Age-related impairments in synaptic transmission in 2×KI mice. (A) Representative fEPSP traces for 2×KI mice. (A1–A3) Input–output (I–O) functions measure basal transmission. Each circle represents a single input–output response. Gray lines are linear fits of the population for each age × genotype combination. There are no differences between genotypes at the young age (Y) (A1 and A4; P = 0.46, t test), but transmission is impaired in 2×KI mice at middle age (M) (A2 and A4) and old age (O) (A3 and A4; ∗∗, P < 0.005, t test). (B) PPF is not different between genotypes at any age. Representative fEPSP traces from a middle-aged 2×KI mouse showing PPF at interstimulus intervals of 30, 60, and 150 ms.
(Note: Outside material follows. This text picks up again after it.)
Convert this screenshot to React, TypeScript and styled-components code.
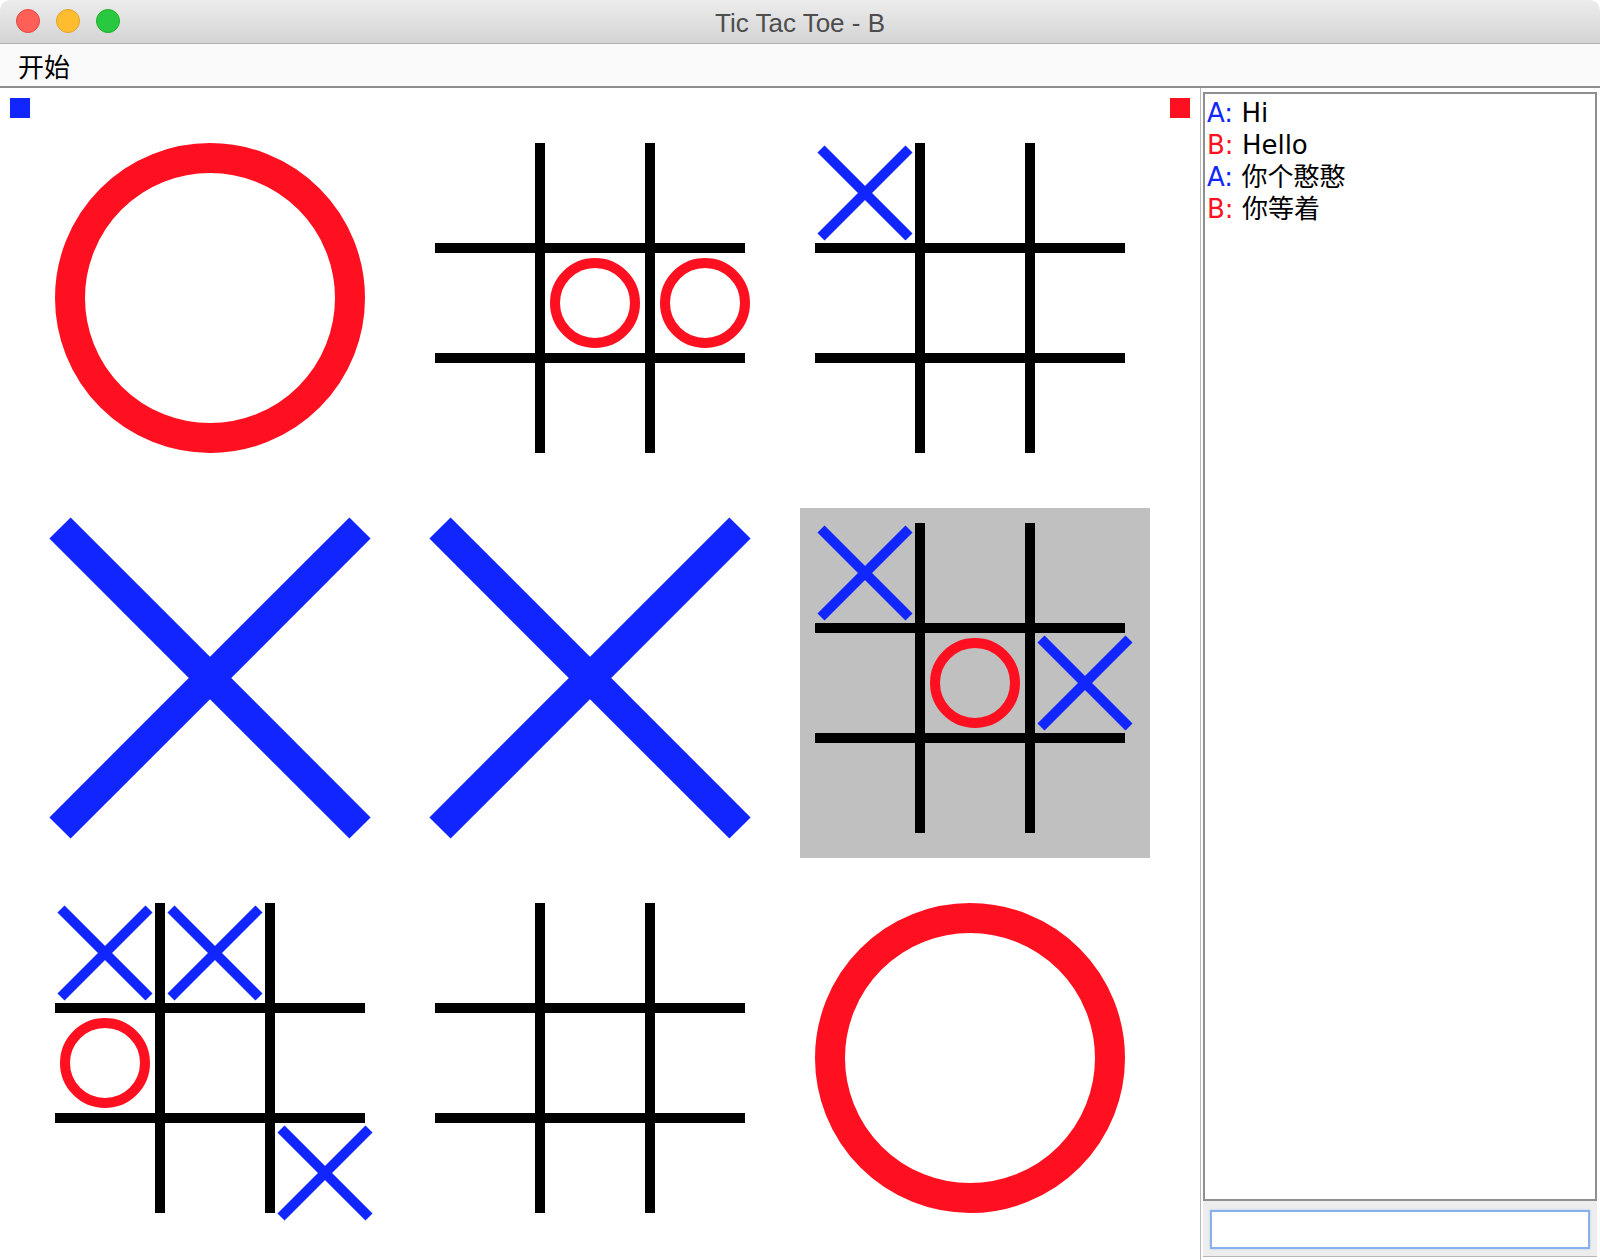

Arrows indicate stimulation. (B1) Ratios for middle-aged slices show similar PPF at each interval; n indicates number of slices. (B2) PPF analysis at the 50-ms interval (mean ± SEM) reveals no age or genotype differences; n = 8–15 slices per group. P > 0.5 for all groups.

Fig. 6.

Age-related impairments in LTP and LTD in 2×KI mice. (A and B) Middle-aged control synapses display normal LTP (A) and LTD (B), whereas 2×KI synapses exhibit impaired bidirectional plasticity. Arrowhead in A marks the LTP-inducing tetanus. Gray bar in B marks the low-frequency stimulation (LFS) period. (Insets) Example fEPSP traces are taken from time points indicated by letters (i and ii); calibration: 1 mV, 10 ms; n indicates number of slices. (C) Age profile of LTP (solid circles) and LTD (gray squares) in 2×KI synapses. Both processes show nearly linear decreases across ages. The linear regression for LTP was done at ages 3–12 months and, for LTD, at ages 9–20 months. (D) Posttetanic potentiation (PTP) reveals no age or genotype differences, whereas short-term potentiation (STP) shows a gradual age-related decay in 2×KI synapses. LTP and LTD are similar among young (Y) genotypes, but LTP is completely absent in middle-aged (M) and old (O) 2×KI synapses. LTD is affected only in old 2×KI mice; n = 9–15 slices per group. ∗, P < 0.05; ∗∗, P < 0.005.

Fig. 7.

Age-related impairment of memory flexibility in 2×KI mice, assessed with the training-to-criterion task. (A) Diagrams depict swim paths by middle-aged 2×KI and control mice. Leftmost paths show mice reaching criterion (three consecutive trials in <20 s; trial number at left of each diagram). Rightmost paths show that the control mouse quickly switches its searching strategy, whereas the 2×KI mouse does not display this flexibility. (B) Graphs show trials to reach criterion by location, across ages; n indicates number of mice. (C) Analysis of locations 3 and 4 shows that 2×KI mice present age-related impairment, whereas control mice do not worsen with age. ∗, P < 0.05; ∗∗, P < 0.005.